To understand why the above query where works, lets understand the semantics of the left outer join. Let \(P\) stand for product and \(F\) stand for featured relations. Then \[P ⟕_{P.\text{pname} = F.\text{pname} \wedge F.\text{month} = 9} F\] \[\equiv\] \[P \bowtie_{P.\text{pname} = F.\text{pname} \wedge F.\text{month} = 9} F \cup (P - (P \bowtie_{P.\text{pname} = F.\text{pname} \wedge F.\text{month} = 9} F)) \times \{\text{null}\}\]

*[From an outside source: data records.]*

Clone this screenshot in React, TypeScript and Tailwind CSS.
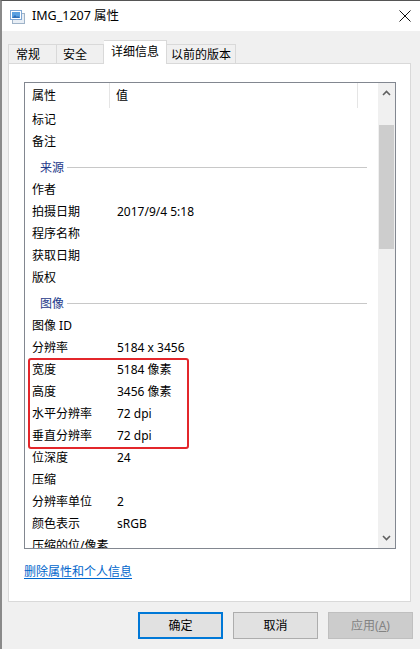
import React from 'react';

type Row = { name: string; value?: string; group?: boolean };

const topRows: Row[] = [
  { name: '标记' },
  { name: '备注' },
  { name: '来源', group: true },
  { name: '作者' },
  { name: '拍摄日期', value: '2017/9/4 5:18' },
  { name: '程序名称' },
  { name: '获取日期' },
  { name: '版权' },
  { name: '图像', group: true },
  { name: '图像 ID' },
  { name: '分辨率', value: '5184 x 3456' },
];

const markedRows: Row[] = [
  { name: '宽度', value: '5184 像素' },
  { name: '高度', value: '3456 像素' },
  { name: '水平分辨率', value: '72 dpi' },
  { name: '垂直分辨率', value: '72 dpi' },
];

const bottomRows: Row[] = [
  { name: '位深度', value: '24' },
  { name: '压缩' },
  { name: '分辨率单位', value: '2' },
  { name: '颜色表示', value: 'sRGB' },
  { name: '压缩的位/像素' },
];

function PropRow({ row }: { row: Row }) {
  if (row.group) {
    return (
      <div className="h-[26px] flex items-center pt-[5px] pl-[15px] pr-[11px]">
        <span className="text-[#1e3a8a] whitespace-nowrap">{row.name}</span>
        <div className="flex-1 h-px bg-[#c8c8c8] ml-[3px]" />
      </div>
    );
  }
  return (
    <div className="h-[22px] flex items-center pt-[2px]">
      <div className="w-[92px] pl-[7px] whitespace-nowrap">{row.name}</div>
      <div className="whitespace-nowrap">{row.value}</div>
    </div>
  );
}

function Chevron({ up }: { up?: boolean }) {
  return (
    <svg width="9" height="6" viewBox="0 0 9 6">
      <path
        d={up ? 'M1 5 L4.5 1.5 L8 5' : 'M1 1 L4.5 4.5 L8 1'}
        fill="none"
        stroke="#606060"
        strokeWidth="1.6"
      />
    </svg>
  );
}

function FileIcon() {
  return (
    <svg width="16" height="16" viewBox="0 0 16 16">
      <rect x="2.5" y="4.5" width="12" height="10" fill="#e8eef5" stroke="#9fb3c8" />
      <rect x="0.5" y="1.5" width="11" height="9" fill="#ffffff" stroke="#7fa7d4" />
      <rect x="2" y="3" width="8" height="6" fill="#5aa0e0" />
      <path d="M2 9 L5 6 L7 8 L8 7 L10 9 Z" fill="#2e6fb8" />
    </svg>
  );
}

export default function App() {
  return (
    <div
      className="w-[420px] h-[649px] bg-[#f0f0f0] border-l-2 border-t border-l-[#8a8a8a] border-t-[#555555] flex flex-col text-[12px] text-black overflow-hidden"
      style={{ fontFamily: '"Noto Sans", "Noto Sans CJK SC", sans-serif' }}
    >
      {/* title bar */}
      <div className="h-[30px] bg-white flex items-center shrink-0">
        <div className="ml-[8px] mt-[1px]">
          <FileIcon />
        </div>
        <div className="ml-[6px] text-[12.5px]">IMG_1207 属性</div>
        <div className="ml-auto mr-[9px]">
          <svg width="12" height="12" viewBox="0 0 12 12">
            <path d="M0.5 0.5 L11.5 11.5 M11.5 0.5 L0.5 11.5" stroke="#111" strokeWidth="1" />
          </svg>
        </div>
      </div>

      {/* tabs */}
      <div className="flex items-end h-[23px] mt-[9px] pl-[6px] relative z-10 shrink-0">
        <div className="w-[49px] h-[19px] border border-b-0 border-[#d9d9d9] flex items-center pl-[7px] pt-[1px]">常规</div>
        <div className="w-[47px] h-[19px] border border-b-0 border-l-0 border-[#d9d9d9] flex items-center pl-[6px] pt-[1px]">安全</div>
        <div className="w-[63px] h-[24px] -mb-px bg-white border border-b-0 border-l-0 border-[#d9d9d9] flex items-center pl-[7px] pb-[2px]">
          详细信息
        </div>
        <div className="w-[69px] h-[19px] border border-b-0 border-l-0 border-[#d9d9d9] flex items-center pl-[4px] pt-[1px]">以前的版本</div>
      </div>

      {/* panel */}
      <div className="ml-[6px] w-[403px] h-[539px] bg-white border border-[#d9d9d9] shrink-0 pl-[15px] pt-[18px]">
        <div className="w-[372px] h-[467px] border border-[#828790] flex">
          <div className="flex-1 overflow-hidden">
            <div className="h-[25px] flex">
              <div className="w-[85px] pl-[7px] pt-[4px] border-r border-[#e5e5e5]">属性</div>
              <div className="w-[248px] pl-[6px] pt-[4px] border-r border-[#e5e5e5]">值</div>
            </div>
            {topRows.map((r) => (
              <PropRow key={r.name} row={r} />
            ))}
            <div className="relative">
              {markedRows.map((r) => (
                <PropRow key={r.name} row={r} />
              ))}
              <div className="absolute left-[3px] top-0 w-[161px] h-[91px] border-2 border-[#e3262b] rounded-[3px]" />
            </div>
            {bottomRows.map((r) => (
              <PropRow key={r.name} row={r} />
            ))}
          </div>
          {/* scrollbar */}
          <div className="w-[17px] bg-[#f0f0f0] flex flex-col items-center">
            <div className="h-[17px] flex items-center justify-center pt-[2px]">
              <Chevron up />
            </div>
            <div className="flex-1 w-full px-px pt-[25px]">
              <div className="h-[124px] bg-[#cdcdcd]" />
            </div>
            <div className="h-[17px] flex items-center justify-center pb-[4px]">
              <Chevron />
            </div>
          </div>
        </div>
        <div className="mt-[14px]">
          <span className="text-[#0066cc] underline underline-offset-2">删除属性和个人信息</span>
        </div>
      </div>

      {/* buttons */}
      <div className="flex justify-end gap-[10px] pr-[7px] mt-[10px]">
        <div className="w-[85px] h-[27px] bg-[#e1e1e1] border-2 border-[#0078d7] flex items-center justify-center">确定</div>
        <div className="w-[85px] h-[27px] bg-[#e1e1e1] border border-[#adadad] flex items-center justify-center">取消</div>
        <div className="w-[85px] h-[27px] bg-[#cccccc] border border-[#bfbfbf] flex items-center justify-center text-[#838383]">
          应用(<span className="underline">A</span>)
        </div>
      </div>
    </div>
  );
}
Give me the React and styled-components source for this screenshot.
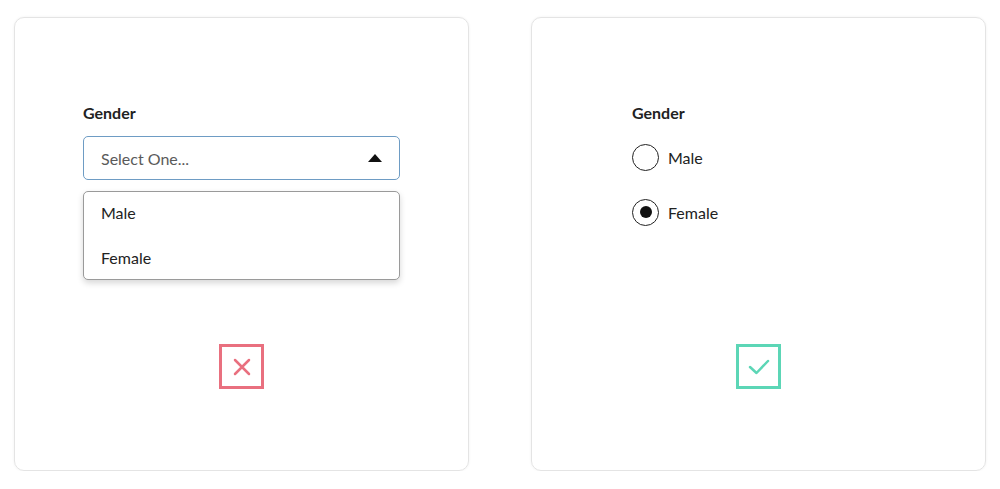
import React from "react";
import styled, { createGlobalStyle } from "styled-components";

const Global = createGlobalStyle`
  html, body { margin: 0; padding: 0; background: #ffffff; }
  body { font-family: Lato, "Open Sans", Arial, sans-serif; color: #222; }
`;

const Page = styled.div`
  display: flex;
  gap: 62px;
  padding: 17px 14px 0 14px;
`;

const Card = styled.div`
  box-sizing: border-box;
  width: 455px;
  height: 454px;
  border: 1px solid #e4e4e4;
  border-radius: 10px;
  box-shadow: 0 0 3px rgba(0, 0, 0, 0.06);
  display: flex;
  flex-direction: column;
  padding: ${(p) => (p.$wide ? "85px 68px 81px 68px" : "85px 68px 81px 100px")};
`;

const Label = styled.div`
  font-size: 16px;
  font-weight: 700;
  line-height: 20px;
  color: #222;
  margin-bottom: 13px;
`;

const Select = styled.div`
  box-sizing: border-box;
  height: 44px;
  border: 1px solid #6e9cc4;
  border-radius: 5px;
  display: flex;
  align-items: center;
  justify-content: space-between;
  padding: 0 17px 0 17px;
  font-size: 16px;
  color: #5a5a5a;
`;

const Caret = styled.span`
  width: 0;
  height: 0;
  border-left: 7px solid transparent;
  border-right: 7px solid transparent;
  border-bottom: 8px solid #111;
`;

const Menu = styled.div`
  box-sizing: border-box;
  margin-top: 11px;
  padding: 11px 0 11px;
  display: flex;
  flex-direction: column;
  gap: 25px;
  border: 1px solid #9a9a9a;
  border-radius: 5px;
  box-shadow: 0 3px 6px rgba(0, 0, 0, 0.16);
  background: #fff;
`;

const MenuItem = styled.div`
  line-height: 20px;
  padding-left: 17px;
  font-size: 16px;
  color: #222;
`;

const RadioRow = styled.label`
  display: flex;
  align-items: center;
  gap: 9px;
  height: 26px;
  font-size: 16px;
  color: #222;
  margin-top: ${(p) => p.$top}px;
`;

const Circle = styled.span`
  box-sizing: border-box;
  width: 27px;
  height: 27px;
  border-radius: 50%;
  border: 1.5px solid #222;
  display: flex;
  align-items: center;
  justify-content: center;
  &::after {
    content: "";
    width: 12px;
    height: 12px;
    border-radius: 50%;
    background: #111;
    display: ${(p) => (p.$checked ? "block" : "none")};
  }
`;

const Verdict = styled.div`
  box-sizing: border-box;
  margin-top: auto;
  align-self: center;
  width: 45px;
  height: 45px;
  border: 3px solid ${(p) => p.$color};
  display: flex;
  align-items: center;
  justify-content: center;
  transform: translateX(${(p) => p.$shift}px);
`;

export default function App() {
  return (
    <>
      <Global />
      <Page>
        <Card $wide>
          <Label>Gender</Label>
          <Select>
            <span>Select One...</span>
            <Caret />
          </Select>
          <Menu>
            <MenuItem>Male</MenuItem>
            <MenuItem>Female</MenuItem>
          </Menu>
          <Verdict $color="#e9707f" $shift={0}>
            <svg width="20" height="20" viewBox="0 0 20 20">
              <path d="M3 3 L17 17 M17 3 L3 17" stroke="#e9707f" strokeWidth="2.5" strokeLinecap="round" />
            </svg>
          </Verdict>
        </Card>
        <Card>
          <Label>Gender</Label>
          <RadioRow $top={8}>
            <Circle />
            Male
          </RadioRow>
          <RadioRow $top={29}>
            <Circle $checked />
            Female
          </RadioRow>
          <Verdict $color="#5cd6b6" $shift={-16}>
            <svg width="24" height="20" viewBox="0 0 24 20">
              <path d="M3 10 L9.5 16 L21 4" stroke="#5cd6b6" strokeWidth="2.5" fill="none" strokeLinecap="round" strokeLinejoin="round" />
            </svg>
          </Verdict>
        </Card>
      </Page>
    </>
  );
}
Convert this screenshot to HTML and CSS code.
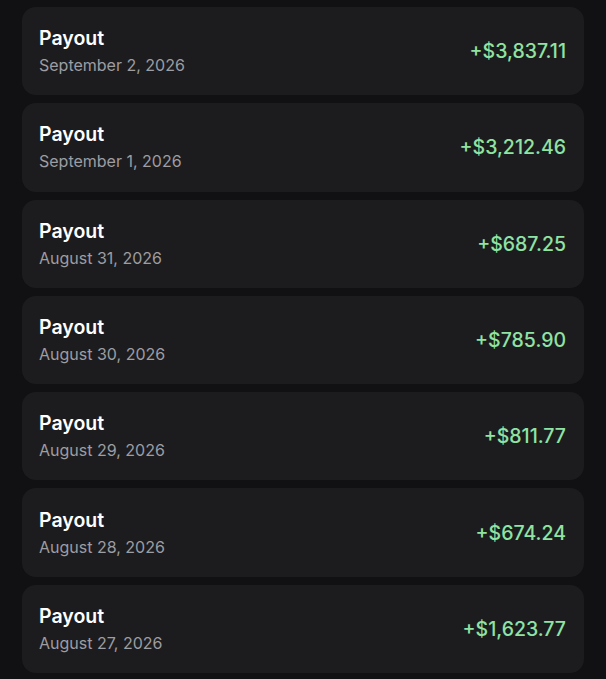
FILE: index.html
```html
<!doctype html>
<html lang="en">
<head>
	<meta charset="UTF-8">
	<title>Payouts</title>
	<link rel="stylesheet" href="styles.css">
</head>
<body>
	<div class="list">
		<div class="row">
			<div class="info">
				<div class="title">Payout</div>
				<div class="date">September 2, 2026</div>
			</div>
			<div class="amount">+$3,837.11</div>
		</div>
		<div class="row">
			<div class="info">
				<div class="title">Payout</div>
				<div class="date">September 1, 2026</div>
			</div>
			<div class="amount">+$3,212.46</div>
		</div>
		<div class="row">
			<div class="info">
				<div class="title">Payout</div>
				<div class="date">August 31, 2026</div>
			</div>
			<div class="amount">+$687.25</div>
		</div>
		<div class="row">
			<div class="info">
				<div class="title">Payout</div>
				<div class="date">August 30, 2026</div>
			</div>
			<div class="amount">+$785.90</div>
		</div>
		<div class="row">
			<div class="info">
				<div class="title">Payout</div>
				<div class="date">August 29, 2026</div>
			</div>
			<div class="amount">+$811.77</div>
		</div>
		<div class="row">
			<div class="info">
				<div class="title">Payout</div>
				<div class="date">August 28, 2026</div>
			</div>
			<div class="amount">+$674.24</div>
		</div>
		<div class="row">
			<div class="info">
				<div class="title">Payout</div>
				<div class="date">August 27, 2026</div>
			</div>
			<div class="amount">+$1,623.77</div>
		</div>
	</div>
</body>
</html>
```
FILE: styles.css
```css
html, body {
	margin: 0;
	padding: 0;
	background-color: #111114;
}
body {
	font-family: Inter, "Liberation Sans", sans-serif;
	color: #fff;
}
.list {
	display: flex;
	flex-direction: column;
	gap: 8px;
	padding: 7px 22px;
}
.row {
	display: flex;
	align-items: center;
	justify-content: space-between;
	height: 88.3px;
	box-sizing: border-box;
	padding: 0 18px 0 17px;
	background-color: #1c1c1f;
	border-radius: 14px;
}
.info {
	display: flex;
	flex-direction: column;
	gap: 4px;
}
.title {
	font-size: 19.5px;
	line-height: 24px;
	font-weight: 600;
	color: #fff;
}
.date {
	font-size: 16px;
	line-height: 22px;
	color: #9d9da2;
}
.amount {
	font-size: 19.5px;
	line-height: 24px;
	font-weight: 500;
	color: #8fe3a3;
}
```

Equivalently, you can write this in SQL as follows:

select p.pname, count(month) 
from product p join featured f on p.pname = f.pname and f.month = 9 
group by p.pname

UNION all

select p.pname, count(cast(NULL as integer)) 
from product p 
where not exists 
  (select * from product p1 join featured f 
  on p1.pname = f.pname and f.month = 9 
  and p1.pname = p.pname) 
group by p.pname

Alternatively, you can also write the following query:

select p.pname, sum(coalesce(cast(month=9 as integer), 0))
from product p left outer join featured f on p.pname = f.pname 
group by p.pname;

To understand how the above query works, break it down into parts:

--- get features per product
select p.pname, month
from product p left outer join featured f 
on p.pname = f.pname;
    
--- set isFeatured to 1 if product was featured in 9, 
--- 0 otherwise (including nulls).
select p.pname, coalesce(cast(month=9 as integer), 0) as isFeatured
from product p left outer join featured f 
on p.pname = f.pname;

Here is another much simpler formulation thanks to Cole Beasley (Class of Fall 2021) that plugs in the condition month=9 into the left outer join selection.

select p.pname, count(month)
from product p left outer join featured f 
on p.pname = f.pname and f.month = 9
group by p.pname;

Can you break down this query to understand why baking in the selection condition into the join condition works?